The other pro noticed it, too. He was closely watching the speaker now. But the front man was now smiling, had moved away from the sitting man, continuing his speech in his warm, inviting voice.
Most people wouldn’t have noticed. I told myself that he might be a good person. But clearly there had been a battle between him and the man in the front row. He had won and now was making his victory clear. It didn’t make me like either of them, but I didn’t want to rush to judgment. Maybe the sitter had gotten drunk at a company party and pawed his fourteen-year-old daughter. I didn’t know. All I did know was this was not a happy family and Vincent had clearly chosen to side with the speaker.
He finished with a request that we all come forward and speak to him and the other naturalists—Vincent and the
other man—to see if we were special enough to be let into the NBG family. There were three small tables at the side of the room. Vincent and the sitting man positioned themselves behind two of them—the sitter pulling up a chair. Vincent chose to remain standing until the end.
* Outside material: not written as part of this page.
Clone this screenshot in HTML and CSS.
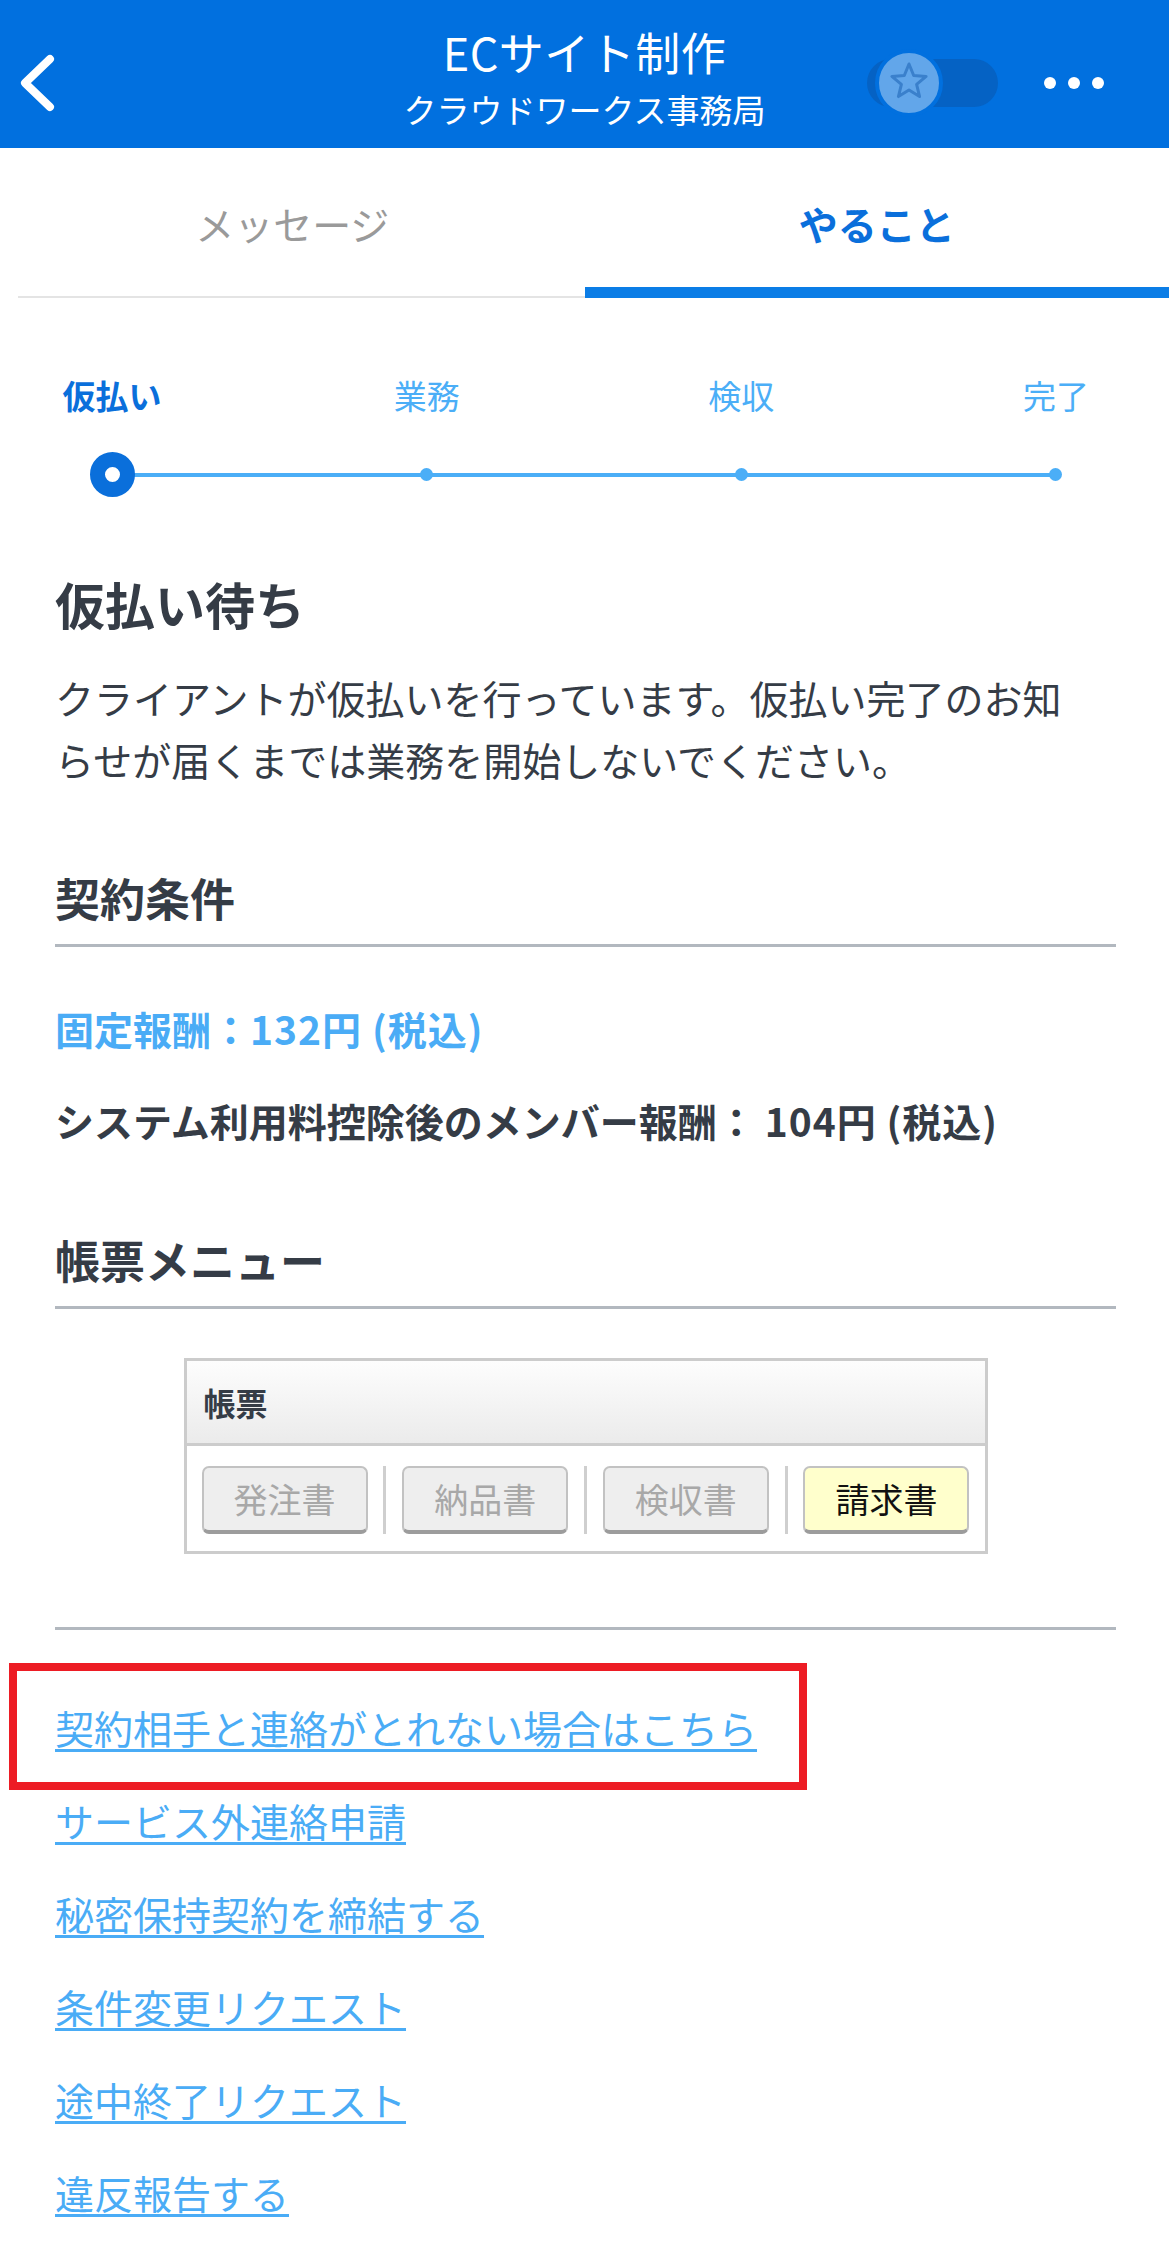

The two young women were immediately at Vincent’s table. The speaker ushered Social Security Man and the heavier of the two older women to the sitter’s table. He took the more attractive older woman for himself.
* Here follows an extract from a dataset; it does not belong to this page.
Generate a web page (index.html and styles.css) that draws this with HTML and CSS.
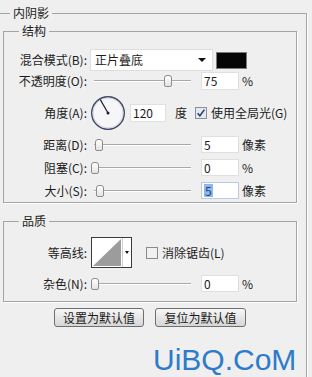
FILE: index.html
```html
<!DOCTYPE html>
<html lang="zh">
<head>
<meta charset="utf-8">
<title>内阴影</title>
<link rel="stylesheet" href="styles.css">
</head>
<body>
<fieldset class="group outer">
  <legend>内阴影</legend>
  <fieldset class="group inner">
    <legend>结构</legend>
    <div class="row row-blend">
      <span class="lbl">混合模式(B):</span>
      <div class="select"><span class="sel-text">正片叠底</span><span class="caret"></span></div>
      <div class="swatch"></div>
    </div>
    <div class="row row-opacity">
      <span class="lbl">不透明度(O):</span>
      <div class="slider"><div class="track"></div><div class="thumb" style="left:73px"></div></div>
      <div class="num">75</div><span class="unit">%</span>
    </div>
    <div class="row row-angle">
      <span class="lbl">角度(A):</span>
      <svg class="dial" width="36" height="36" viewBox="0 0 36 36">
        <circle cx="18" cy="18" r="16.3" fill="#f6f6f8" stroke="#3d4565" stroke-width="1.4"/>
        <circle cx="18" cy="18" r="15" fill="none" stroke="#c9ccd6" stroke-width="0.8"/>
        <line x1="18" y1="18" x2="10.3" y2="4.6" stroke="#1e2030" stroke-width="1.2"/>
        <circle cx="18" cy="18" r="1.5" fill="#1e2030"/>
      </svg>
      <div class="num num-angle">120</div>
      <span class="deg">度</span>
      <svg class="check" width="12" height="12" viewBox="0 0 12 12">
        <rect x="0.5" y="0.5" width="11" height="11" fill="#e4e8f0" stroke="#8a8f9c"/>
        <path d="M2.6 6.2 L4.9 8.8 L9.4 2.6" fill="none" stroke="#2b3a66" stroke-width="1.5"/>
      </svg>
      <span class="chk-label">使用全局光(G)</span>
    </div>
    <div class="row row-dist">
      <span class="lbl">距离(D):</span>
      <div class="slider"><div class="track"></div><div class="thumb" style="left:4px"></div></div>
      <div class="num">5</div><span class="unit">像素</span>
    </div>
    <div class="row row-choke">
      <span class="lbl">阻塞(C):</span>
      <div class="slider"><div class="track"></div><div class="thumb" style="left:0px"></div></div>
      <div class="num">0</div><span class="unit">%</span>
    </div>
    <div class="row row-size">
      <span class="lbl">大小(S):</span>
      <div class="slider"><div class="track"></div><div class="thumb" style="left:5px"></div></div>
      <div class="num num-focus"><span class="selected">5</span></div><span class="unit">像素</span>
    </div>
  </fieldset>
  <fieldset class="group inner quality">
    <legend>品质</legend>
    <div class="row row-contour">
      <span class="lbl">等高线:</span>
      <svg class="contour" width="41" height="31" viewBox="0 0 41 31">
        <rect x="0.5" y="0.5" width="40" height="30" fill="#ffffff" stroke="#3a3a3a"/>
        <polygon points="2,29 30,2 30,29" fill="#9c9c9c"/>
        <line x1="31.5" y1="1" x2="31.5" y2="30" stroke="#d0d0d0"/>
        <polygon points="34,14 38,14 36,17" fill="#111"/>
      </svg>
      <svg class="check check-aa" width="12" height="12" viewBox="0 0 12 12">
        <rect x="0.5" y="0.5" width="11" height="11" fill="#f1f1f1" stroke="#8a8a8a"/>
      </svg>
      <span class="chk-label">消除锯齿(L)</span>
    </div>
    <div class="row row-noise">
      <span class="lbl">杂色(N):</span>
      <div class="slider"><div class="track"></div><div class="thumb" style="left:0px"></div></div>
      <div class="num">0</div><span class="unit">%</span>
    </div>
  </fieldset>
  <div class="buttons">
    <button class="btn" type="button">设置为默认值</button>
    <button class="btn btn-reset" type="button">复位为默认值</button>
  </div>
</fieldset>
<div class="watermark">UiBQ.CoM</div>
</body>
</html>
```

FILE: styles.css
```css
* { box-sizing: border-box; }
html, body { margin: 0; padding: 0; }
body {
  width: 312px;
  height: 377px;
  overflow: hidden;
  position: relative;
  background: #efefef;
  color: #1c1c1c;
  font: 12px/16px "Noto Sans CJK SC", "Microsoft YaHei", sans-serif;
}

.group {
  margin: 0;
  padding: 0;
  min-width: 0;
  border: 1px solid #a4a4a4;
  box-shadow: 1px 1px 0 #ffffff;
}
.group > legend {
  padding: 0 3px;
  height: 16px;
  line-height: 16px;
}

.outer {
  margin: 5px 0 0 -1px;
  width: 308px;
  height: 372px;
  border-bottom: none;
}
.outer > legend { margin-left: 10px; }

.inner {
  margin: 2px 0 0 3px;
  width: 294px;
  padding-bottom: 3px;
}
.inner > legend { margin-left: 15px; }

.quality {
  margin-top: 10px;
  padding-bottom: 9px;
}

.row {
  display: flex;
  align-items: center;
}
.lbl {
  flex: none;
  width: 83px;
  text-align: right;
  white-space: nowrap;
}

.row-blend { height: 22px; margin-top: 10px; }
.row-opacity { height: 18px; margin-top: 1px; }
.row-angle { height: 36px; margin-top: 5px; }
.row-dist { height: 17px; margin-top: 5px; }
.row-choke { height: 17px; margin-top: 6px; }
.row-size { height: 17px; margin-top: 6px; }
.row-contour { height: 31px; margin-top: 8px; }
.row-noise { height: 17px; margin-top: 7px; }

.select {
  flex: none;
  margin-left: 3px;
  width: 123px;
  height: 22px;
  background: #ffffff;
  border: 1px solid #dedede;
  display: flex;
  align-items: center;
  justify-content: space-between;
  padding: 0 6px 0 4px;
}
.caret {
  width: 0;
  height: 0;
  border-left: 4px solid transparent;
  border-right: 4px solid transparent;
  border-top: 4px solid #111;
}
.swatch {
  flex: none;
  margin-left: 3px;
  width: 31px;
  height: 17px;
  background: #050505;
  border: 1px solid #7a7a7a;
}

.slider {
  flex: none;
  position: relative;
  margin-left: 4px;
  width: 100px;
  height: 12px;
}
.track {
  position: absolute;
  left: 3px;
  right: 0;
  top: 5px;
  height: 2px;
  border-top: 1px solid #a9a9a9;
  border-bottom: 1px solid #ffffff;
}
.thumb {
  position: absolute;
  top: 0;
  width: 8px;
  height: 12px;
  border: 1px solid #8c8c8c;
  border-radius: 3px 3px 2px 2px;
  background: linear-gradient(#ffffff, #e3e3e3);
}

.num {
  flex: none;
  margin-left: 10px;
  width: 38px;
  height: 18px;
  background: #ffffff;
  border: 1px solid #e0e0e0;
  padding-left: 2px;
  line-height: 16px;
}
.row-dist .num, .row-choke .num, .row-size .num, .row-noise .num { height: 17px; line-height: 15px; }
.num-focus { border-color: #b9cbe4; }
.selected {
  display: inline-block;
  background: #8fb8ea;
  color: #1b3f82;
  padding: 0 1px;
  line-height: 13px;
}
.unit {
  flex: none;
  margin-left: 3px;
}

.dial { flex: none; margin-left: 3px; }
.num-angle { margin-left: 4px; width: 36px; }
.deg { flex: none; margin-left: 9px; }
.check { flex: none; margin-left: 8px; }
.chk-label { flex: none; margin-left: 4px; white-space: nowrap; }

.contour { flex: none; margin-left: 4px; }
.check-aa { margin-left: 14px; }

.buttons {
  display: flex;
  gap: 11px;
  padding-left: 54px;
  margin-top: 6px;
}
.btn {
  width: 90px;
  height: 19px;
  padding: 0;
  font: 12px/17px "Noto Sans CJK SC", "Microsoft YaHei", sans-serif;
  color: #1a1a1a;
  border: 1px solid #6f6f6f;
  border-radius: 3px;
  background: linear-gradient(#f7f7f7, #e6e6e6 50%, #d6d6d6);
}
.btn-reset { width: 91px; }

.watermark {
  position: absolute;
  left: 153px;
  top: 345px;
  font: 30px/30px "Liberation Sans", Arial, sans-serif;
  color: #2d7bcb;
  white-space: nowrap;
}
```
I was slow to get up, fumbling with my purse and cell phone. I didn’t want to sign up to be a Nature’s Beautiful Gift salesperson, but that might be the only way to get the keys to the kingdom.
The other pro—I wasn’t sure if he was private, like me, or public, like an actual cop—stood, openly surveying the scene, but made no move to head to a table.
Shit or get off the pot. I chose shit and made my way to Vincent’s table. The two young women were chatting up a storm. They weren’t together, but neither was willing to be second in line—and possibly in Vincent’s affection, so they were both standing at the table, each trying to crowd the other out. Alas for all of us, they were also young enough to think that parroting back in adoring tones the same stuff we’d just sat through was the key to Vincent’s heart. I’d heard it just once and I was bored. Presumably Vincent did this once or twice a month. Even his puppy-dog eyes were struggling to feign interest. They insisted on laboring over each line on the order form, vying to out-order each other yet somehow not break their piggy banks.
For a brief moment when their heads were down, Vincent stole a look at me, gave a shrug and a brief smile as if imploring me to wait.
Good luck, Vincent, I said to myself. These are the kinds of girls you’ll have to explain where their clitoris is. And what it’s for.
I felt a hand on my shoulder.
“No one’s in my line.” The alpha dog. He gave me his warmest smile as if to promise he knew I’d be special. Too special to wait for his underling, Vincent.